◆ **REQUIRED TASK**: All of the material below is to be restated word for word, apart from the pictures.

◆ **DATA SHOWN**:
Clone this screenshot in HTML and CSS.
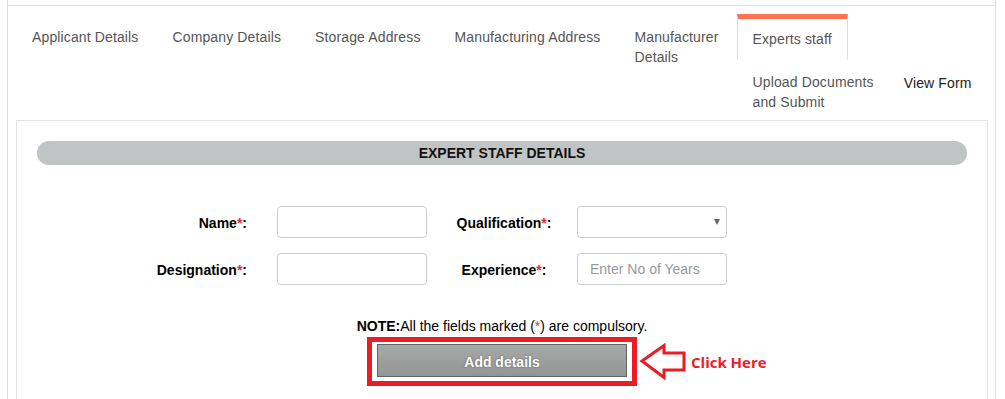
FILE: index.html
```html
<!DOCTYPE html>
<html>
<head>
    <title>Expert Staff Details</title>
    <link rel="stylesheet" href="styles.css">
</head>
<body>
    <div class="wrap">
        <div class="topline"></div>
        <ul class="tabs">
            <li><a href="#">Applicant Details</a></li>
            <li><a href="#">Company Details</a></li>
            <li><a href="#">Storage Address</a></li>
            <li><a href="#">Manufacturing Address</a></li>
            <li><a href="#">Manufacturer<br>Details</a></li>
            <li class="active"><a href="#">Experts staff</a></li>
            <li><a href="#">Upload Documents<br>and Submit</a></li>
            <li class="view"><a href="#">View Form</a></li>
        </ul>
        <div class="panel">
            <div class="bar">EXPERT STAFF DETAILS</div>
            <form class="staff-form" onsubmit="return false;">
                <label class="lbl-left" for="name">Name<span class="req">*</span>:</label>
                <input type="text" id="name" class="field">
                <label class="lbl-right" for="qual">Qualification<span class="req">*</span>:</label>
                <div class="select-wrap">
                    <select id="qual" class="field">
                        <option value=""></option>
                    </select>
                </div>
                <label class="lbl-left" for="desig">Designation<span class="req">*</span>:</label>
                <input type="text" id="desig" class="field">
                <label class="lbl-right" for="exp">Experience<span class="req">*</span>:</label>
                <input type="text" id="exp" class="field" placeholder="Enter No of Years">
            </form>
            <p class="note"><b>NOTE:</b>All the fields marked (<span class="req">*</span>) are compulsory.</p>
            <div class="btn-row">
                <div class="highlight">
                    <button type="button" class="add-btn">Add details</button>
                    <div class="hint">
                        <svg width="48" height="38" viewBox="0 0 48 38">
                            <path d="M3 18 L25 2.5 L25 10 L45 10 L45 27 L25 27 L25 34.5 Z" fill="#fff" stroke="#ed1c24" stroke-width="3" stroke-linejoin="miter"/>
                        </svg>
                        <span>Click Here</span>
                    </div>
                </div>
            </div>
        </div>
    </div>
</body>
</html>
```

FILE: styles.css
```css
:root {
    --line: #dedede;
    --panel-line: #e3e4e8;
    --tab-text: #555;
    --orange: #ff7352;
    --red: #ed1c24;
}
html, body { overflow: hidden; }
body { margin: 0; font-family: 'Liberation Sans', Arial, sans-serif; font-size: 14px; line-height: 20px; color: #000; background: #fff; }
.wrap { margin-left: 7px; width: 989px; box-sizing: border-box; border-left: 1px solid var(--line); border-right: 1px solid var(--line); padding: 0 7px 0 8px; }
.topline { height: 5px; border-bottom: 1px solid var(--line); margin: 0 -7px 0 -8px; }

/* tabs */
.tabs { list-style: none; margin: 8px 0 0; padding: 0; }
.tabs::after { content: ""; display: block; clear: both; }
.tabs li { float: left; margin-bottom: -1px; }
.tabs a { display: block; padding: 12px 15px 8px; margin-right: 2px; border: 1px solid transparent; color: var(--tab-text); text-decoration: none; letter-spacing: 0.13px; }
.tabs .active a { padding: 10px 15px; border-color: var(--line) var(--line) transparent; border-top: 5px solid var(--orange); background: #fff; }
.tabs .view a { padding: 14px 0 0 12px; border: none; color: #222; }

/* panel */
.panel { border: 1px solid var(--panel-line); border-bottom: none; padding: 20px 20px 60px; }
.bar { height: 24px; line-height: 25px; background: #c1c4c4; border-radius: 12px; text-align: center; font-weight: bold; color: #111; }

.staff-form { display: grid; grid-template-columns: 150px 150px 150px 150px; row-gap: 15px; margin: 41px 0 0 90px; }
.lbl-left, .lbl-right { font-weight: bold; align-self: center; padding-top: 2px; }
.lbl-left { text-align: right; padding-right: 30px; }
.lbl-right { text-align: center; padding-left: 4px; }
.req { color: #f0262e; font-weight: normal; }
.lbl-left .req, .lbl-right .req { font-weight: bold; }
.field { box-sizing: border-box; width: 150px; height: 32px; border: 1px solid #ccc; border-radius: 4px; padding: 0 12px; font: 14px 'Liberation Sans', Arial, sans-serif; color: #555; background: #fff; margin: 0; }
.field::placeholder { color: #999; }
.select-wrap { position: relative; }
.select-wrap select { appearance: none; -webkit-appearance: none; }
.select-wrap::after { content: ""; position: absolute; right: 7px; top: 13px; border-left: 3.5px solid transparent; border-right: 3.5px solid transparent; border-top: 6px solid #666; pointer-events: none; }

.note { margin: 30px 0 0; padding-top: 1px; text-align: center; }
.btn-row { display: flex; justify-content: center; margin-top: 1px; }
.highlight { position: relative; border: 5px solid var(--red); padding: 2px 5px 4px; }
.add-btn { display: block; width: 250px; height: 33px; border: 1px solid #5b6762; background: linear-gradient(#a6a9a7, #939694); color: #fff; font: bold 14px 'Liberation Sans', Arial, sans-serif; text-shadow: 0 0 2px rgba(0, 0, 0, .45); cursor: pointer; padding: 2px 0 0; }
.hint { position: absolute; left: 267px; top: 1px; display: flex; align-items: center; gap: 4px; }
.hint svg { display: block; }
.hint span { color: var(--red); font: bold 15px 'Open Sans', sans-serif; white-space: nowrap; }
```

◆ **RESPONSE TO THIS TASK**:
Clone this screenshot in HTML and CSS.
FILE: index.html
```html
<!DOCTYPE html>
<html>
<head>
    <title>Expert Staff Details</title>
    <link rel="stylesheet" href="styles.css">
</head>
<body>
    <div class="wrap">
        <div class="topline"></div>
        <ul class="tabs">
            <li><a href="#">Applicant Details</a></li>
            <li><a href="#">Company Details</a></li>
            <li><a href="#">Storage Address</a></li>
            <li><a href="#">Manufacturing Address</a></li>
            <li><a href="#">Manufacturer<br>Details</a></li>
            <li class="active"><a href="#">Experts staff</a></li>
            <li><a href="#">Upload Documents<br>and Submit</a></li>
            <li class="view"><a href="#">View Form</a></li>
        </ul>
        <div class="panel">
            <div class="bar">EXPERT STAFF DETAILS</div>
            <form class="staff-form" onsubmit="return false;">
                <label class="lbl-left" for="name">Name<span class="req">*</span>:</label>
                <input type="text" id="name" class="field">
                <label class="lbl-right" for="qual">Qualification<span class="req">*</span>:</label>
                <div class="select-wrap">
                    <select id="qual" class="field">
                        <option value=""></option>
                    </select>
                </div>
                <label class="lbl-left" for="desig">Designation<span class="req">*</span>:</label>
                <input type="text" id="desig" class="field">
                <label class="lbl-right" for="exp">Experience<span class="req">*</span>:</label>
                <input type="text" id="exp" class="field" placeholder="Enter No of Years">
            </form>
            <p class="note"><b>NOTE:</b>All the fields marked (<span class="req">*</span>) are compulsory.</p>
            <div class="btn-row">
                <div class="highlight">
                    <button type="button" class="add-btn">Add details</button>
                    <div class="hint">
                        <svg width="48" height="38" viewBox="0 0 48 38">
                            <path d="M3 18 L25 2.5 L25 10 L45 10 L45 27 L25 27 L25 34.5 Z" fill="#fff" stroke="#ed1c24" stroke-width="3" stroke-linejoin="miter"/>
                        </svg>
                        <span>Click Here</span>
                    </div>
                </div>
            </div>
        </div>
    </div>
</body>
</html>
```

FILE: styles.css
```css
:root {
    --line: #dedede;
    --panel-line: #e3e4e8;
    --tab-text: #555;
    --orange: #ff7352;
    --red: #ed1c24;
}
html, body { overflow: hidden; }
body { margin: 0; font-family: 'Liberation Sans', Arial, sans-serif; font-size: 14px; line-height: 20px; color: #000; background: #fff; }
.wrap { margin-left: 7px; width: 989px; box-sizing: border-box; border-left: 1px solid var(--line); border-right: 1px solid var(--line); padding: 0 7px 0 8px; }
.topline { height: 5px; border-bottom: 1px solid var(--line); margin: 0 -7px 0 -8px; }

/* tabs */
.tabs { list-style: none; margin: 8px 0 0; padding: 0; }
.tabs::after { content: ""; display: block; clear: both; }
.tabs li { float: left; margin-bottom: -1px; }
.tabs a { display: block; padding: 12px 15px 8px; margin-right: 2px; border: 1px solid transparent; color: var(--tab-text); text-decoration: none; letter-spacing: 0.13px; }
.tabs .active a { padding: 10px 15px; border-color: var(--line) var(--line) transparent; border-top: 5px solid var(--orange); background: #fff; }
.tabs .view a { padding: 14px 0 0 12px; border: none; color: #222; }

/* panel */
.panel { border: 1px solid var(--panel-line); border-bottom: none; padding: 20px 20px 60px; }
.bar { height: 24px; line-height: 25px; background: #c1c4c4; border-radius: 12px; text-align: center; font-weight: bold; color: #111; }

.staff-form { display: grid; grid-template-columns: 150px 150px 150px 150px; row-gap: 15px; margin: 41px 0 0 90px; }
.lbl-left, .lbl-right { font-weight: bold; align-self: center; padding-top: 2px; }
.lbl-left { text-align: right; padding-right: 30px; }
.lbl-right { text-align: center; padding-left: 4px; }
.req { color: #f0262e; font-weight: normal; }
.lbl-left .req, .lbl-right .req { font-weight: bold; }
.field { box-sizing: border-box; width: 150px; height: 32px; border: 1px solid #ccc; border-radius: 4px; padding: 0 12px; font: 14px 'Liberation Sans', Arial, sans-serif; color: #555; background: #fff; margin: 0; }
.field::placeholder { color: #999; }
.select-wrap { position: relative; }
.select-wrap select { appearance: none; -webkit-appearance: none; }
.select-wrap::after { content: ""; position: absolute; right: 7px; top: 13px; border-left: 3.5px solid transparent; border-right: 3.5px solid transparent; border-top: 6px solid #666; pointer-events: none; }

.note { margin: 30px 0 0; padding-top: 1px; text-align: center; }
.btn-row { display: flex; justify-content: center; margin-top: 1px; }
.highlight { position: relative; border: 5px solid var(--red); padding: 2px 5px 4px; }
.add-btn { display: block; width: 250px; height: 33px; border: 1px solid #5b6762; background: linear-gradient(#a6a9a7, #939694); color: #fff; font: bold 14px 'Liberation Sans', Arial, sans-serif; text-shadow: 0 0 2px rgba(0, 0, 0, .45); cursor: pointer; padding: 2px 0 0; }
.hint { position: absolute; left: 267px; top: 1px; display: flex; align-items: center; gap: 4px; }
.hint svg { display: block; }
.hint span { color: var(--red); font: bold 15px 'Open Sans', sans-serif; white-space: nowrap; }
```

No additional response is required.